Favors Welch, S., Neely, A. N., Mason Chisholm, G. and Behm Cross, S. (2021) “Discomfort, Resistance, and Othering: A Poetic Inquiry into Urban Teacher Preparation Program Redesign”, Journal of African American Women and Girls in Education, 1(3), pp. 85–108. doi: 10.21423/jaawge-v1i3a33.

Abstract

This article explores the experiences of three Black female doctoral students and one White female professor as they engaged in a doctoral seminar course on the redesign of an undergraduate urban teacher preparation program at their university. Borne out of a promise to one another to write about our experiences navigating increasingly complex and politicized dynamics within the college, we explore how we, as current and future teacher educators, make sense of reform in teacher preparation. We drew from the literature on neoliberalism, whiteness as a wicked problem in teacher education, colonialism, and teacher educators’ work in the “swamp” throughout our course, for our proposals, and this article. We utilized poetic inquiry methodology to explore the real, everyday implications of program redesign in our lives and our careers.

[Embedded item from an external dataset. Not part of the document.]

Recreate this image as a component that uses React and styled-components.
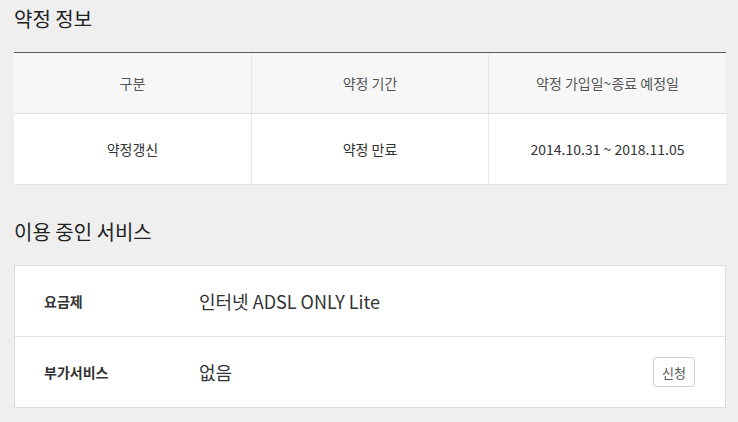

Equally important is our use of critical race theory to examine and make sense of our experiences as we engaged in this work. We discuss differences across our program redesigns, our reflections on why those differences might exist, and a reflection on the process of engaging in this way in a doctoral program. Our findings revealed feelings of discomfort with and resistance to a teacher education program redesign that centers racialized contexts in the spirit of social justice. We concluded with implications for research, policy, and the practice of teacher education as we write to understand, write to resist, and write to survive.